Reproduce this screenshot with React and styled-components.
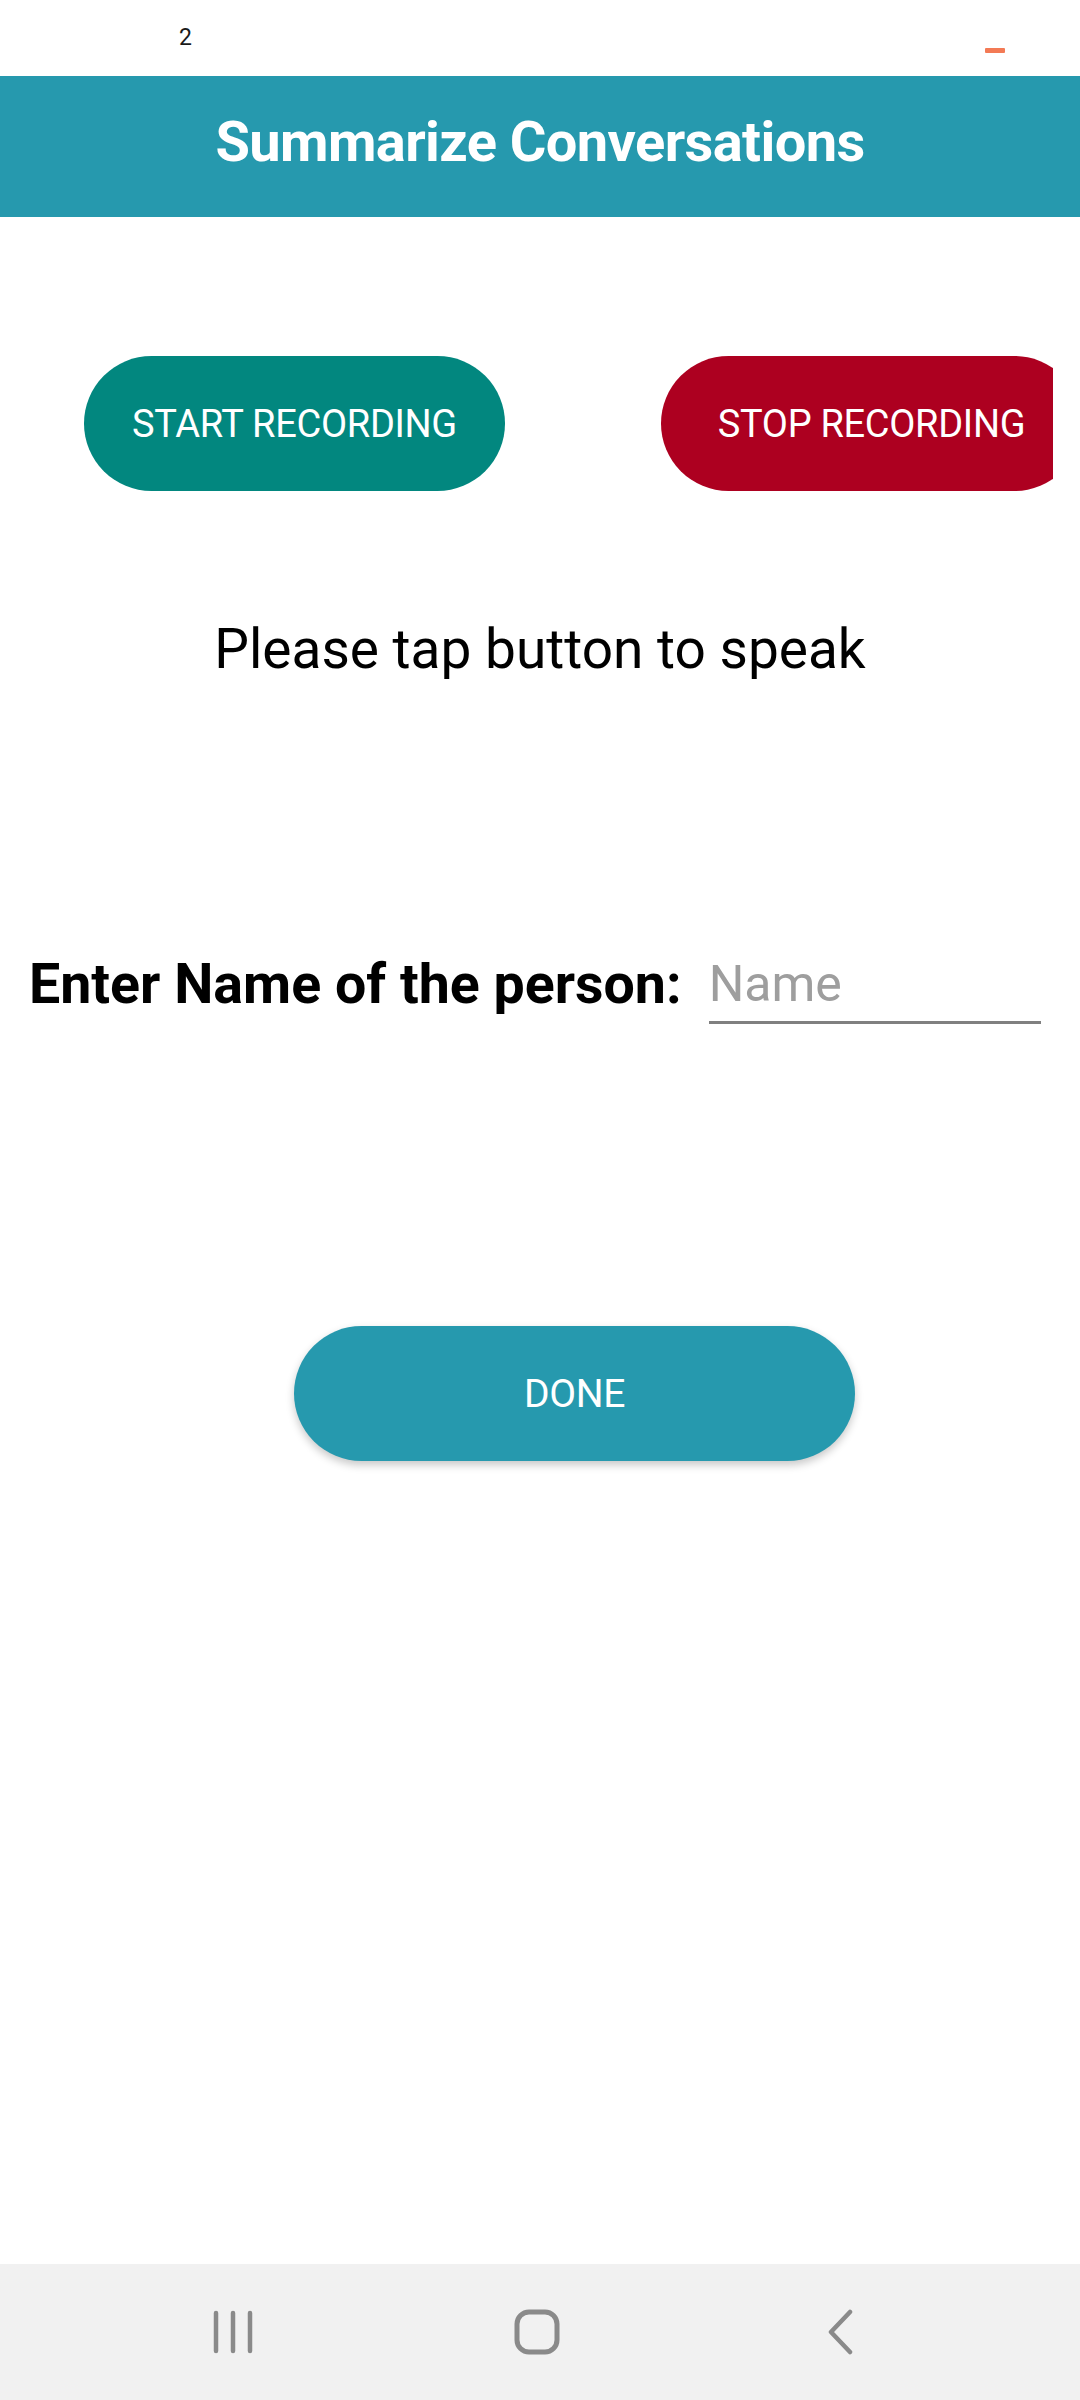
import React from "react";
import styled, { createGlobalStyle } from "styled-components";

const GlobalStyle = createGlobalStyle`
  html, body { margin: 0; padding: 0; background: #ffffff; }
  body { font-family: Roboto, "Noto Sans", sans-serif; }
  * { box-sizing: border-box; }
`;

const Screen = styled.div`
  display: flex;
  flex-direction: column;
  min-height: 2400px;
  width: 1080px;
  background: #ffffff;
`;

const StatusBar = styled.div`
  height: 76px;
  display: flex;
  justify-content: space-between;
  align-items: flex-start;
  padding: 0 75px 0 179px;
`;

const StatusText = styled.span`
  margin-top: 24px;
  font-size: 23px;
  line-height: 28px;
  color: #1a1a1a;
`;

const BatteryDash = styled.span`
  margin-top: 48px;
  width: 20px;
  height: 5px;
  border-radius: 1px;
  background: #f37a55;
`;

const Header = styled.header`
  height: 141px;
  padding-bottom: 10px;
  background: #2699ae;
  display: flex;
  align-items: center;
  justify-content: center;
`;

const Title = styled.h1`
  margin: 0;
  color: #ffffff;
  font-size: 56px;
  font-weight: 700;
  letter-spacing: -0.6px;
`;

const Main = styled.main`
  flex: 1;
  display: flex;
  flex-direction: column;
`;

const ButtonRow = styled.div`
  margin-top: 139px;
  width: 1053px;
  padding-left: 84px;
  display: flex;
  gap: 156px;
  overflow: hidden;
`;

const PillButton = styled.button`
  flex-shrink: 0;
  width: ${(p) => p.$width || 421}px;
  height: 135px;
  border: none;
  border-radius: 68px;
  background: ${(p) => p.$bg};
  color: #ffffff;
  font-family: Roboto, "Noto Sans", sans-serif;
  font-size: ${(p) => p.$size || 38}px;
  font-weight: 400;
  letter-spacing: -0.3px;
  text-transform: uppercase;
  display: flex;
  align-items: center;
  justify-content: center;
  padding: 0;
  box-shadow: ${(p) => (p.$raised ? "0 4px 8px rgba(0,0,0,0.22)" : "none")};
`;

const Prompt = styled.p`
  margin: 123px 0 0;
  text-align: center;
  font-size: 55px;
  line-height: 70px;
  color: #000000;
`;

const NameRow = styled.div`
  margin-top: 262px;
  padding-left: 29px;
  display: flex;
  align-items: center;
  gap: 27px;
`;

const Label = styled.label`
  font-size: 55.5px;
  font-weight: 700;
  line-height: 70px;
  color: #000000;
`;

const NameInput = styled.input`
  width: 332px;
  height: 78px;
  border: none;
  border-bottom: 3px solid #808080;
  outline: none;
  padding: 0;
  font-family: Roboto, "Noto Sans", sans-serif;
  font-size: 50px;
  color: #000;
  background: transparent;
  &::placeholder { color: #9e9e9e; }
`;

const DoneWrap = styled.div`
  margin-top: 302px;
  padding-left: 294px;
`;

const NavBar = styled.nav`
  height: 136px;
  background: #f1f1f1;
  display: flex;
  align-items: center;
`;

const NavSlot = styled.div`
  width: ${(p) => p.$w}px;
  margin-left: ${(p) => p.$ml}px;
  height: 46px;
  display: flex;
  align-items: center;
  justify-content: center;
`;

const Icon = styled.svg`
  display: block;
`;

export default function App() {
  return (
    <>
      <GlobalStyle />
      <Screen>
        <StatusBar>
          <StatusText>2</StatusText>
          <BatteryDash />
        </StatusBar>
        <Header>
          <Title>Summarize Conversations</Title>
        </Header>
        <Main>
          <ButtonRow>
            <PillButton $bg="#02877f">Start Recording</PillButton>
            <PillButton $bg="#ad0020">Stop Recording</PillButton>
          </ButtonRow>
          <Prompt>Please tap button to speak</Prompt>
          <NameRow>
            <Label htmlFor="name">Enter Name of the person:</Label>
            <NameInput id="name" placeholder="Name" />
          </NameRow>
          <DoneWrap>
            <PillButton $bg="#2699ae" $width={561} $size={39} $raised>Done</PillButton>
          </DoneWrap>
        </Main>
        <NavBar>
          <NavSlot $w={42} $ml={213}>
            <Icon width="42" height="44" viewBox="0 0 42 44">
              <g stroke="#8a8a8a" strokeWidth="4.5" strokeLinecap="round">
                <line x1="3" y1="3" x2="3" y2="41" />
                <line x1="20" y1="3" x2="20" y2="41" />
                <line x1="37" y1="3" x2="37" y2="41" />
              </g>
            </Icon>
          </NavSlot>
          <NavSlot $w={46} $ml={259}>
            <Icon width="46" height="46" viewBox="0 0 46 46">
              <rect x="3" y="3" width="40" height="40" rx="12" fill="none" stroke="#8a8a8a" strokeWidth="5" />
            </Icon>
          </NavSlot>
          <NavSlot $w={28} $ml={267}>
            <Icon width="28" height="46" viewBox="0 0 28 46">
              <polyline points="23,3 4,23 23,43" fill="none" stroke="#8a8a8a" strokeWidth="4.5" strokeLinecap="round" strokeLinejoin="round" />
            </Icon>
          </NavSlot>
        </NavBar>
      </Screen>
    </>
  );
}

__TO BE DONE__: Reproduce the full listing faithfully, but do not carry over any pictures.

__RESULT OF THE EXERCISE__:
Reproduce this screenshot with React and styled-components.
import React from "react";
import styled, { createGlobalStyle } from "styled-components";

const GlobalStyle = createGlobalStyle`
  html, body { margin: 0; padding: 0; background: #ffffff; }
  body { font-family: Roboto, "Noto Sans", sans-serif; }
  * { box-sizing: border-box; }
`;

const Screen = styled.div`
  display: flex;
  flex-direction: column;
  min-height: 2400px;
  width: 1080px;
  background: #ffffff;
`;

const StatusBar = styled.div`
  height: 76px;
  display: flex;
  justify-content: space-between;
  align-items: flex-start;
  padding: 0 75px 0 179px;
`;

const StatusText = styled.span`
  margin-top: 24px;
  font-size: 23px;
  line-height: 28px;
  color: #1a1a1a;
`;

const BatteryDash = styled.span`
  margin-top: 48px;
  width: 20px;
  height: 5px;
  border-radius: 1px;
  background: #f37a55;
`;

const Header = styled.header`
  height: 141px;
  padding-bottom: 10px;
  background: #2699ae;
  display: flex;
  align-items: center;
  justify-content: center;
`;

const Title = styled.h1`
  margin: 0;
  color: #ffffff;
  font-size: 56px;
  font-weight: 700;
  letter-spacing: -0.6px;
`;

const Main = styled.main`
  flex: 1;
  display: flex;
  flex-direction: column;
`;

const ButtonRow = styled.div`
  margin-top: 139px;
  width: 1053px;
  padding-left: 84px;
  display: flex;
  gap: 156px;
  overflow: hidden;
`;

const PillButton = styled.button`
  flex-shrink: 0;
  width: ${(p) => p.$width || 421}px;
  height: 135px;
  border: none;
  border-radius: 68px;
  background: ${(p) => p.$bg};
  color: #ffffff;
  font-family: Roboto, "Noto Sans", sans-serif;
  font-size: ${(p) => p.$size || 38}px;
  font-weight: 400;
  letter-spacing: -0.3px;
  text-transform: uppercase;
  display: flex;
  align-items: center;
  justify-content: center;
  padding: 0;
  box-shadow: ${(p) => (p.$raised ? "0 4px 8px rgba(0,0,0,0.22)" : "none")};
`;

const Prompt = styled.p`
  margin: 123px 0 0;
  text-align: center;
  font-size: 55px;
  line-height: 70px;
  color: #000000;
`;

const NameRow = styled.div`
  margin-top: 262px;
  padding-left: 29px;
  display: flex;
  align-items: center;
  gap: 27px;
`;

const Label = styled.label`
  font-size: 55.5px;
  font-weight: 700;
  line-height: 70px;
  color: #000000;
`;

const NameInput = styled.input`
  width: 332px;
  height: 78px;
  border: none;
  border-bottom: 3px solid #808080;
  outline: none;
  padding: 0;
  font-family: Roboto, "Noto Sans", sans-serif;
  font-size: 50px;
  color: #000;
  background: transparent;
  &::placeholder { color: #9e9e9e; }
`;

const DoneWrap = styled.div`
  margin-top: 302px;
  padding-left: 294px;
`;

const NavBar = styled.nav`
  height: 136px;
  background: #f1f1f1;
  display: flex;
  align-items: center;
`;

const NavSlot = styled.div`
  width: ${(p) => p.$w}px;
  margin-left: ${(p) => p.$ml}px;
  height: 46px;
  display: flex;
  align-items: center;
  justify-content: center;
`;

const Icon = styled.svg`
  display: block;
`;

export default function App() {
  return (
    <>
      <GlobalStyle />
      <Screen>
        <StatusBar>
          <StatusText>2</StatusText>
          <BatteryDash />
        </StatusBar>
        <Header>
          <Title>Summarize Conversations</Title>
        </Header>
        <Main>
          <ButtonRow>
            <PillButton $bg="#02877f">Start Recording</PillButton>
            <PillButton $bg="#ad0020">Stop Recording</PillButton>
          </ButtonRow>
          <Prompt>Please tap button to speak</Prompt>
          <NameRow>
            <Label htmlFor="name">Enter Name of the person:</Label>
            <NameInput id="name" placeholder="Name" />
          </NameRow>
          <DoneWrap>
            <PillButton $bg="#2699ae" $width={561} $size={39} $raised>Done</PillButton>
          </DoneWrap>
        </Main>
        <NavBar>
          <NavSlot $w={42} $ml={213}>
            <Icon width="42" height="44" viewBox="0 0 42 44">
              <g stroke="#8a8a8a" strokeWidth="4.5" strokeLinecap="round">
                <line x1="3" y1="3" x2="3" y2="41" />
                <line x1="20" y1="3" x2="20" y2="41" />
                <line x1="37" y1="3" x2="37" y2="41" />
              </g>
            </Icon>
          </NavSlot>
          <NavSlot $w={46} $ml={259}>
            <Icon width="46" height="46" viewBox="0 0 46 46">
              <rect x="3" y="3" width="40" height="40" rx="12" fill="none" stroke="#8a8a8a" strokeWidth="5" />
            </Icon>
          </NavSlot>
          <NavSlot $w={28} $ml={267}>
            <Icon width="28" height="46" viewBox="0 0 28 46">
              <polyline points="23,3 4,23 23,43" fill="none" stroke="#8a8a8a" strokeWidth="4.5" strokeLinecap="round" strokeLinejoin="round" />
            </Icon>
          </NavSlot>
        </NavBar>
      </Screen>
    </>
  );
}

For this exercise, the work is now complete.